Pandas version checks
-
[X] I have checked that this issue has not already been reported.
-
[X] I have confirmed this bug exists on the latest version of pandas.
-
[ ] I have confirmed this bug exists on the main branch of pandas.
Reproducible Example
import pandas as pd
import numpy as np
print(pd.show_versions())
df_normal = pd.DataFrame({"x": ["a", "b", "b", np.nan]})
print(df_normal, end="\n\n")
print(df_normal.groupby("x", dropna=False).size(), end="\n\n")
df_categorical = pd.DataFrame({"x": ["a", "b", "b", np.nan]}).astype(
{"x": pd.CategoricalDtype()}
)
print(df_categorical, end="\n\n")
print(df_categorical.groupby("x", dropna=False).size(), end="\n\n")
Issue Description
Although dropna=False, pandas drops the NA in the categorical column. This can be seen because it has not shown up in the produced series.
If the data type is not categorical, the groupby correctly keeps the NA in the column, as shown by df_normal
Expected Behavior
- Pandas does not drop the NA in the categorical column in the groupby when dropna=False
- The normal and the categorical DataFrame function the same
Installed Versions
Comment From: erg0dic
First as a disclaimer, I'm not a regular here but I tried looking into this and I think this is expected behavior but this could be highlighted better maybe as a warning or something.
From what I found, NaN cannot be a valid category type. Also, when you specify restricted categorical types like pd.CategoricalDtype(['a', 'b'])
, anything else that wasn't covered in the pd.Series
automatically becomes a NaN and isn't considered by group operations. Have a look at this issue. And the test files for categorical types. There are example test cases that you might find convincing.

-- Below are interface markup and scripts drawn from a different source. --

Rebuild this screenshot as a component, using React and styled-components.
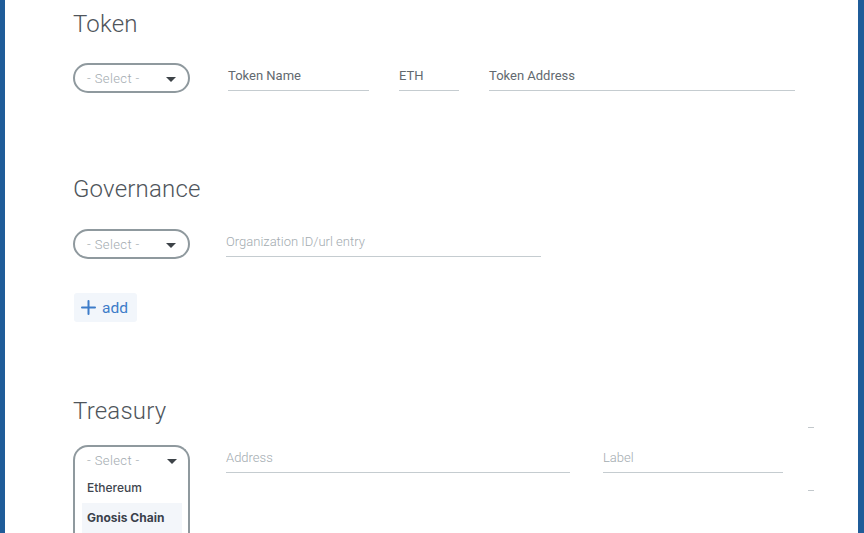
import React from 'react';
import styled, { createGlobalStyle } from 'styled-components';

const GlobalStyle = createGlobalStyle`
  html, body {
    margin: 0;
    padding: 0;
    background: #ffffff;
  }
  body {
    font-family: Roboto, "Noto Sans", sans-serif;
  }
`;

const Frame = styled.div`
  height: 533px;
  overflow: hidden;
  box-sizing: border-box;
  border-left: 5px solid #1f5c99;
  border-right: 6px solid #1f5c99;
  background: #fff;
`;

const Content = styled.div`
  padding-left: 68px;
  display: flex;
  flex-direction: column;
`;

const Heading = styled.h2`
  margin: ${({ $top }) => $top}px 0 0 0;
  height: 36px;
  line-height: 36px;
  font-size: 24px;
  font-weight: 300;
  color: #4f555b;
  letter-spacing: 0.2px;
`;

const Row = styled.div`
  display: flex;
  align-items: flex-start;
  margin-top: ${({ $top }) => $top}px;
`;

const SelectBox = styled.div`
  width: 117px;
  height: 30px;
  box-sizing: border-box;
  border: 2px solid #8f999e;
  border-radius: 15px;
  display: flex;
  align-items: center;
  justify-content: space-between;
  padding: 0 12px 0 12px;
  color: #a3abb0;
  font-size: 13px;
  font-weight: 300;
  letter-spacing: 0.4px;
  flex-shrink: 0;
`;

const Caret = styled.span`
  width: 0;
  height: 0;
  border-left: 5px solid transparent;
  border-right: 5px solid transparent;
  border-top: 5px solid #3d4348;
  margin-top: 2px;
`;

const OpenSelect = styled.div`
  width: 117px;
  height: 100px;
  box-sizing: border-box;
  border: 2px solid #8f999e;
  border-bottom: none;
  border-radius: 15px 15px 0 0;
  padding: 0 6px 0 7px;
  flex-shrink: 0;
`;

const OpenHead = styled.div`
  height: 26px;
  display: flex;
  align-items: center;
  justify-content: space-between;
  padding: 0 5px 0 5px;
  color: #a3abb0;
  font-size: 13px;
  font-weight: 300;
  letter-spacing: 0.4px;
`;

const Option = styled.div`
  height: 30px;
  line-height: 30px;
  padding-left: 5px;
  font-family: Inter, "Noto Sans", sans-serif;
  font-size: 12px;
  font-weight: ${({ $active }) => ($active ? 700 : 500)};
  color: ${({ $active }) => ($active ? '#3a414b' : '#3f464f')};
  background: ${({ $active }) => ($active ? '#f3f6fa' : 'transparent')};
`;

const Field = styled.div`
  width: ${({ $w }) => $w}px;
  margin-left: ${({ $gap }) => $gap}px;
  height: 28px;
  box-sizing: border-box;
  border-bottom: 1.5px solid #c5ccd0;
  display: flex;
  align-items: center;
  padding-bottom: 3px;
  font-size: 13px;
  font-weight: ${({ $filled }) => ($filled ? 400 : 300)};
  color: ${({ $filled }) => ($filled ? '#62696f' : '#a3abb0')};
  flex-shrink: 0;
`;

const AddButton = styled.button`
  margin-top: 34px;
  margin-left: 1px;
  width: 63px;
  height: 29px;
  border: none;
  background: #f2f6fb;
  border-radius: 3px;
  display: flex;
  align-items: center;
  gap: 6px;
  padding: 0 0 0 7px;
  color: #3d7cc9;
  font-family: Roboto, "Noto Sans", sans-serif;
  font-size: 15.5px;
  cursor: pointer;
`;

const DashColumn = styled.div`
  margin-left: 25px;
  margin-top: -18px;
  display: flex;
  flex-direction: column;
  gap: 62px;
`;

const Dash = styled.span`
  width: 6px;
  height: 1px;
  background: #c2c8cc;
  display: block;
`;

const Plus = () => (
  <svg width="15" height="15" viewBox="0 0 15 15">
    <path d="M7.5 1v13M1 7.5h13" stroke="#3d7cc9" strokeWidth="2" strokeLinecap="round" />
  </svg>
);

const Select = () => (
  <SelectBox>
    <span>- Select -</span>
    <Caret />
  </SelectBox>
);

export default function App() {
  return (
    <>
      <GlobalStyle />
      <Frame>
        <Content>
          <Heading $top={6}>Token</Heading>
          <Row $top={21}>
            <Select />
            <Field $w={141} $gap={38} $filled>Token Name</Field>
            <Field $w={60} $gap={30} $filled>ETH</Field>
            <Field $w={306} $gap={30} $filled>Token Address</Field>
          </Row>

          <Heading $top={78}>Governance</Heading>
          <Row $top={22}>
            <Select />
            <Field $w={315} $gap={36}>Organization ID/url entry</Field>
          </Row>
          <AddButton>
            <Plus />
            add
          </AddButton>

          <Heading $top={71}>Treasury</Heading>
          <Row $top={16}>
            <OpenSelect>
              <OpenHead>
                <span>- Select -</span>
                <Caret />
              </OpenHead>
              <Option>Ethereum</Option>
              <Option $active>Gnosis Chain</Option>
            </OpenSelect>
            <Field $w={344} $gap={36}>Address</Field>
            <Field $w={180} $gap={33}>Label</Field>
            <DashColumn>
              <Dash />
              <Dash />
            </DashColumn>
          </Row>
        </Content>
      </Frame>
    </>
  );
}
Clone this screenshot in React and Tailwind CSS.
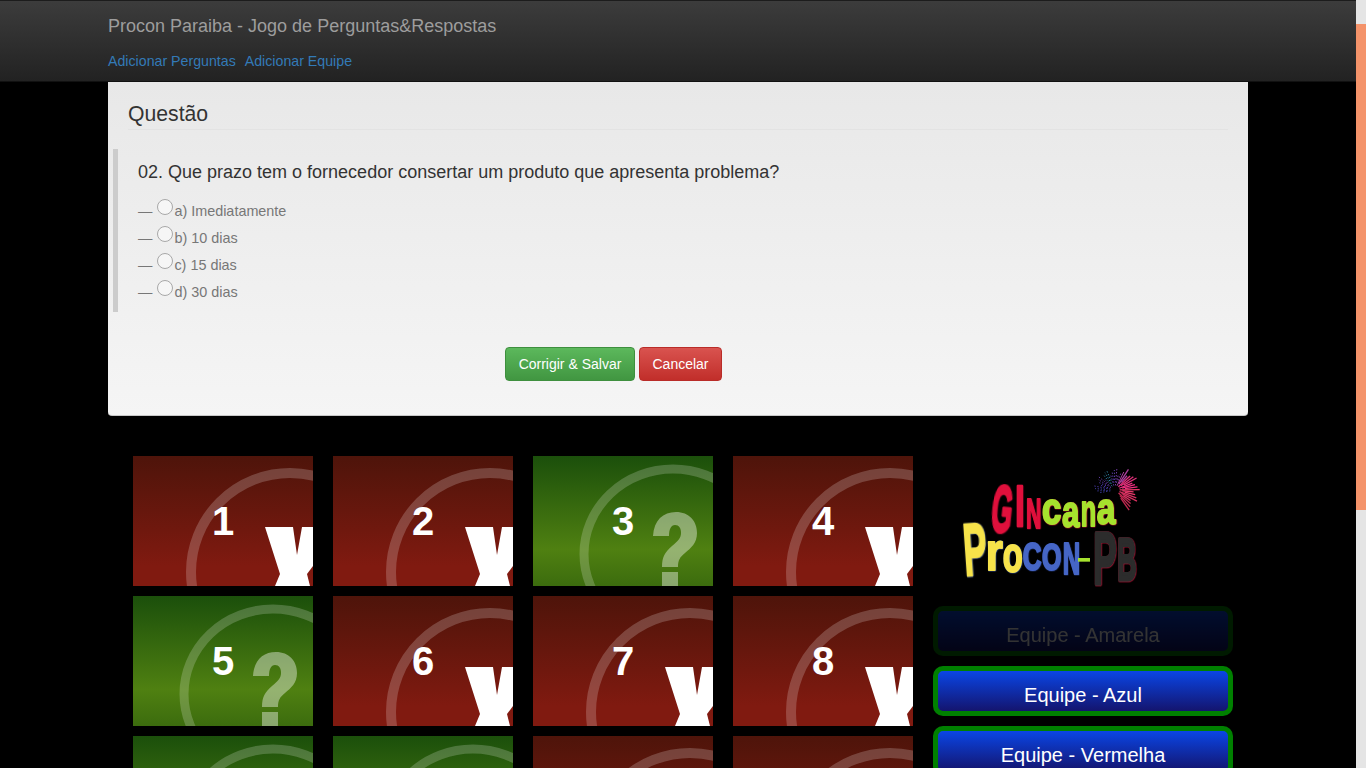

Comment From: AkshayJain1995
Hi @goodyguts , I would like to pick this up. Can you assign it to me?
Comment From: radekSF
Is this a duplicate of #36327 ?
Comment From: adam-carruthers
Yes it is
Comment From: CBMollerup
36327 has been closed by #49652
Comment From: rhshadrach
Thanks @CBMollerup; the output of the last line in the OP is now:
x
a 1
b 2
NaN 1
dtype: int64
which is correct. As identified, this was closed by #49652.
Comment From: mdruiter
The bug is back in 1.5.1. I didn't find an open issue to fix this is a future release. What's the plan?
Comment From: radekSF
@mdruiter Perhaps @rhshadrach can confirm if that's the case but https://github.com/pandas-dev/pandas/pull/49652 is in milestone 2.0 so the bug will not be fixed during 1.5 - however, the solution has been implemented and will be released at some point in the future.
Comment From: rhshadrach
Yes - that's correct. I believe we're aiming to have a release candidate in early February and then release 2.0 several weeks later.